- _Exercise prompt_: Skip all pictures, then print the remaining material exactly.

┄┄┄┄┄┄┄┄┄┄

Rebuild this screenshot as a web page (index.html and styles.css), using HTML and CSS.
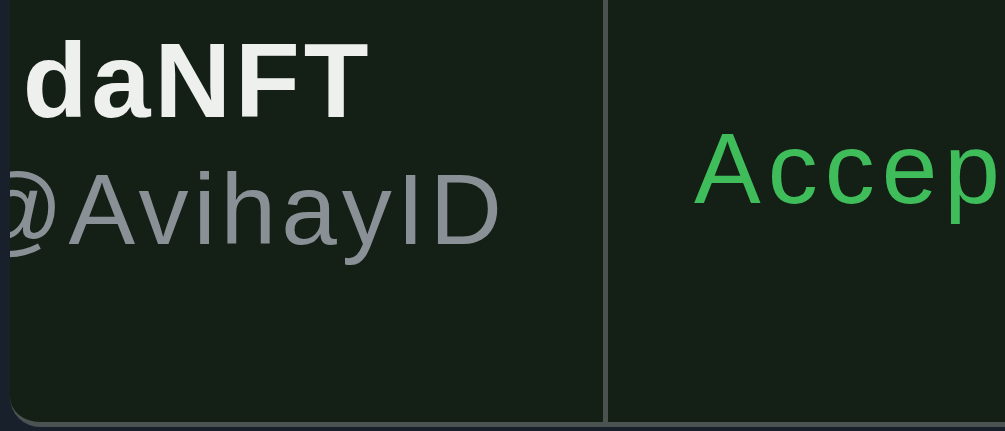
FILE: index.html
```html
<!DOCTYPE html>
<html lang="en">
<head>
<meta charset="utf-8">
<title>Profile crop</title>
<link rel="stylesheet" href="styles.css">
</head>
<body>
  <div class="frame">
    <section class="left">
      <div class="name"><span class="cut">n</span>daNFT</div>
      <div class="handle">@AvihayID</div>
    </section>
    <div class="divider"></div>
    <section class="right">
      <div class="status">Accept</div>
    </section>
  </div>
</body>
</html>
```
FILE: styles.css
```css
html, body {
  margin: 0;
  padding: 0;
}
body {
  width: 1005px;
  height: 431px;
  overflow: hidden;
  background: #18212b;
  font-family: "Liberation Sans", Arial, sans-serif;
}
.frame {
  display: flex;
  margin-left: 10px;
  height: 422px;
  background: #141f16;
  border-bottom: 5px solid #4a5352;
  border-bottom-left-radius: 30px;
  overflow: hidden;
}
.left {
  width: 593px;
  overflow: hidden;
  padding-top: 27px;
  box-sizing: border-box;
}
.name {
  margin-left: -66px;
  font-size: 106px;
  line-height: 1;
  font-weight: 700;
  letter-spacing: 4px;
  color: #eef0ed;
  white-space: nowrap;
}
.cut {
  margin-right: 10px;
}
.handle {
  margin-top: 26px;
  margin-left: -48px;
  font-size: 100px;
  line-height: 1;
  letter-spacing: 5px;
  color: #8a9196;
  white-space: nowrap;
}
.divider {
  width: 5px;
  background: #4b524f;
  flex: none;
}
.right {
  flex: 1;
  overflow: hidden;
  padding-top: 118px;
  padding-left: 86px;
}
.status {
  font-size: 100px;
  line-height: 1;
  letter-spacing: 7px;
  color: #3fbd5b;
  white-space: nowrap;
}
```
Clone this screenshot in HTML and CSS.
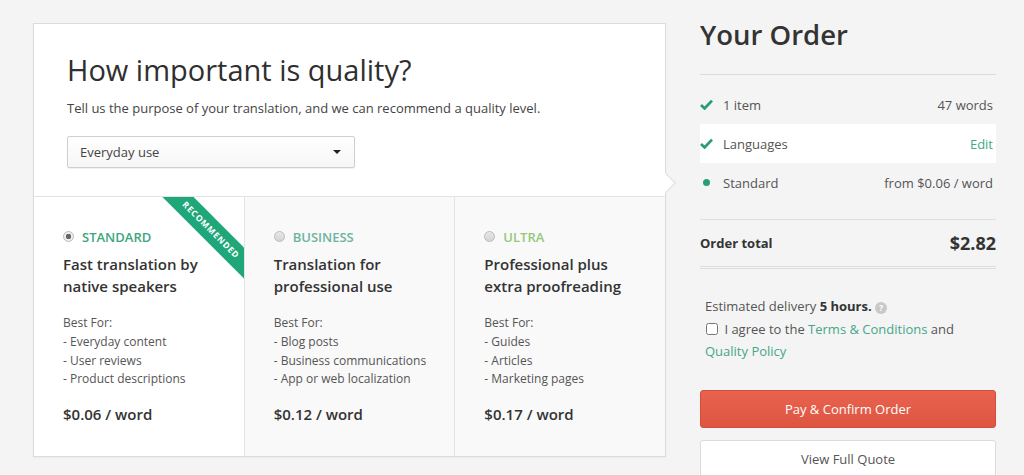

┄┄┄┄┄┄┄┄┄┄

- _Answer to this problem_:
Rebuild this screenshot as a web page (index.html and styles.css), using HTML and CSS.
FILE: index.html
```html
<!DOCTYPE html>
<html lang="en">
<head>
<meta charset="utf-8">
<title>Profile crop</title>
<link rel="stylesheet" href="styles.css">
</head>
<body>
  <div class="frame">
    <section class="left">
      <div class="name"><span class="cut">n</span>daNFT</div>
      <div class="handle">@AvihayID</div>
    </section>
    <div class="divider"></div>
    <section class="right">
      <div class="status">Accept</div>
    </section>
  </div>
</body>
</html>
```
FILE: styles.css
```css
html, body {
  margin: 0;
  padding: 0;
}
body {
  width: 1005px;
  height: 431px;
  overflow: hidden;
  background: #18212b;
  font-family: "Liberation Sans", Arial, sans-serif;
}
.frame {
  display: flex;
  margin-left: 10px;
  height: 422px;
  background: #141f16;
  border-bottom: 5px solid #4a5352;
  border-bottom-left-radius: 30px;
  overflow: hidden;
}
.left {
  width: 593px;
  overflow: hidden;
  padding-top: 27px;
  box-sizing: border-box;
}
.name {
  margin-left: -66px;
  font-size: 106px;
  line-height: 1;
  font-weight: 700;
  letter-spacing: 4px;
  color: #eef0ed;
  white-space: nowrap;
}
.cut {
  margin-right: 10px;
}
.handle {
  margin-top: 26px;
  margin-left: -48px;
  font-size: 100px;
  line-height: 1;
  letter-spacing: 5px;
  color: #8a9196;
  white-space: nowrap;
}
.divider {
  width: 5px;
  background: #4b524f;
  flex: none;
}
.right {
  flex: 1;
  overflow: hidden;
  padding-top: 118px;
  padding-left: 86px;
}
.status {
  font-size: 100px;
  line-height: 1;
  letter-spacing: 7px;
  color: #3fbd5b;
  white-space: nowrap;
}
```
Clone this screenshot in HTML and CSS.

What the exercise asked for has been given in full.